--- Problem description ---
Copy all the data exactly, except the pictures.

— START —

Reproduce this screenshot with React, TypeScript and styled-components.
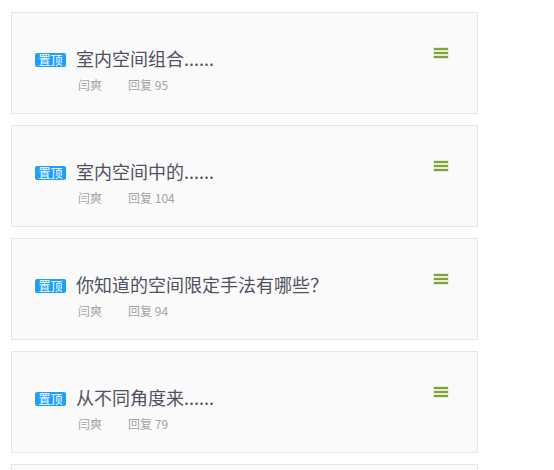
import React from 'react';
import styled, { createGlobalStyle } from 'styled-components';

interface Topic {
    id: number;
    title: string;
    author: string;
    replies: number;
}

const topics: Topic[] = [
    { id: 1, title: '室内空间组合......', author: '闫爽', replies: 95 },
    { id: 2, title: '室内空间中的......', author: '闫爽', replies: 104 },
    { id: 3, title: '你知道的空间限定手法有哪些？', author: '闫爽', replies: 94 },
    { id: 4, title: '从不同角度来......', author: '闫爽', replies: 79 },
    { id: 5, title: '', author: '', replies: 0 },
];

const GlobalStyle = createGlobalStyle`
    body {
        margin: 0;
        background: #ffffff;
        font-family: "Noto Sans CJK SC", "Noto Sans", sans-serif;
    }
`;

export default function App() {
    return (
        <>
            <GlobalStyle />
            <TopicList>
                {topics.map((topic) => (
                    <TopicCard key={topic.id}>
                        {topic.title && (
                            <>
                                <HeadRow>
                                    <TitleWrap>
                                        <TopBadge>置顶</TopBadge>
                                        <Title>{topic.title}</Title>
                                    </TitleWrap>
                                    <MenuIcon>
                                        <Bar />
                                        <Bar />
                                        <Bar />
                                    </MenuIcon>
                                </HeadRow>
                                <Meta>
                                    <span>{topic.author}</span>
                                    <span>回复 {topic.replies}</span>
                                </Meta>
                            </>
                        )}
                    </TopicCard>
                ))}
            </TopicList>
        </>
    );
}

const TopicList = styled.div`
    display: flex;
    flex-direction: column;
    gap: 11px;
    padding: 12px 0 0 11px;
    height: 470px;
    overflow: hidden;
    box-sizing: border-box;
`;

const TopicCard = styled.div`
    flex: none;
    width: 467px;
    height: 102px;
    box-sizing: border-box;
    background: #fafafa;
    border: 1px solid #e6e6e6;
    padding: 34px 29px 0 23px;
`;

const HeadRow = styled.div`
    display: flex;
    justify-content: space-between;
    align-items: flex-start;
`;

const TitleWrap = styled.div`
    display: flex;
    align-items: center;
    height: 26px;
`;

const TopBadge = styled.span`
    display: inline-flex;
    align-items: center;
    justify-content: center;
    width: 31px;
    height: 14px;
    border-radius: 2px;
    background: #1e9fff;
    color: #ffffff;
    font-size: 12px;
    line-height: 14px;
    margin-right: 10px;
`;

const Title = styled.span`
    font-size: 18px;
    line-height: 26px;
    margin-bottom: 4px;
    color: #50525e;
`;

const MenuIcon = styled.span`
    display: flex;
    flex-direction: column;
    gap: 2px;
    width: 14px;
    padding-top: 1px;
`;

const Bar = styled.span`
    display: block;
    height: 2px;
    background: #7fa335;
    box-shadow: 0 0 0 0.5px rgba(127, 163, 53, 0.35);
`;

const Meta = styled.div`
    display: flex;
    gap: 26px;
    margin: 3px 0 0 43px;
    font-size: 12px;
    line-height: 18px;
    color: #a3a3a3;
`;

— END —

--- Written solution ---
Reproduce this screenshot with React, TypeScript and styled-components.
import React from 'react';
import styled, { createGlobalStyle } from 'styled-components';

interface Topic {
    id: number;
    title: string;
    author: string;
    replies: number;
}

const topics: Topic[] = [
    { id: 1, title: '室内空间组合......', author: '闫爽', replies: 95 },
    { id: 2, title: '室内空间中的......', author: '闫爽', replies: 104 },
    { id: 3, title: '你知道的空间限定手法有哪些？', author: '闫爽', replies: 94 },
    { id: 4, title: '从不同角度来......', author: '闫爽', replies: 79 },
    { id: 5, title: '', author: '', replies: 0 },
];

const GlobalStyle = createGlobalStyle`
    body {
        margin: 0;
        background: #ffffff;
        font-family: "Noto Sans CJK SC", "Noto Sans", sans-serif;
    }
`;

export default function App() {
    return (
        <>
            <GlobalStyle />
            <TopicList>
                {topics.map((topic) => (
                    <TopicCard key={topic.id}>
                        {topic.title && (
                            <>
                                <HeadRow>
                                    <TitleWrap>
                                        <TopBadge>置顶</TopBadge>
                                        <Title>{topic.title}</Title>
                                    </TitleWrap>
                                    <MenuIcon>
                                        <Bar />
                                        <Bar />
                                        <Bar />
                                    </MenuIcon>
                                </HeadRow>
                                <Meta>
                                    <span>{topic.author}</span>
                                    <span>回复 {topic.replies}</span>
                                </Meta>
                            </>
                        )}
                    </TopicCard>
                ))}
            </TopicList>
        </>
    );
}

const TopicList = styled.div`
    display: flex;
    flex-direction: column;
    gap: 11px;
    padding: 12px 0 0 11px;
    height: 470px;
    overflow: hidden;
    box-sizing: border-box;
`;

const TopicCard = styled.div`
    flex: none;
    width: 467px;
    height: 102px;
    box-sizing: border-box;
    background: #fafafa;
    border: 1px solid #e6e6e6;
    padding: 34px 29px 0 23px;
`;

const HeadRow = styled.div`
    display: flex;
    justify-content: space-between;
    align-items: flex-start;
`;

const TitleWrap = styled.div`
    display: flex;
    align-items: center;
    height: 26px;
`;

const TopBadge = styled.span`
    display: inline-flex;
    align-items: center;
    justify-content: center;
    width: 31px;
    height: 14px;
    border-radius: 2px;
    background: #1e9fff;
    color: #ffffff;
    font-size: 12px;
    line-height: 14px;
    margin-right: 10px;
`;

const Title = styled.span`
    font-size: 18px;
    line-height: 26px;
    margin-bottom: 4px;
    color: #50525e;
`;

const MenuIcon = styled.span`
    display: flex;
    flex-direction: column;
    gap: 2px;
    width: 14px;
    padding-top: 1px;
`;

const Bar = styled.span`
    display: block;
    height: 2px;
    background: #7fa335;
    box-shadow: 0 0 0 0.5px rgba(127, 163, 53, 0.35);
`;

const Meta = styled.div`
    display: flex;
    gap: 26px;
    margin: 3px 0 0 43px;
    font-size: 12px;
    line-height: 18px;
    color: #a3a3a3;
`;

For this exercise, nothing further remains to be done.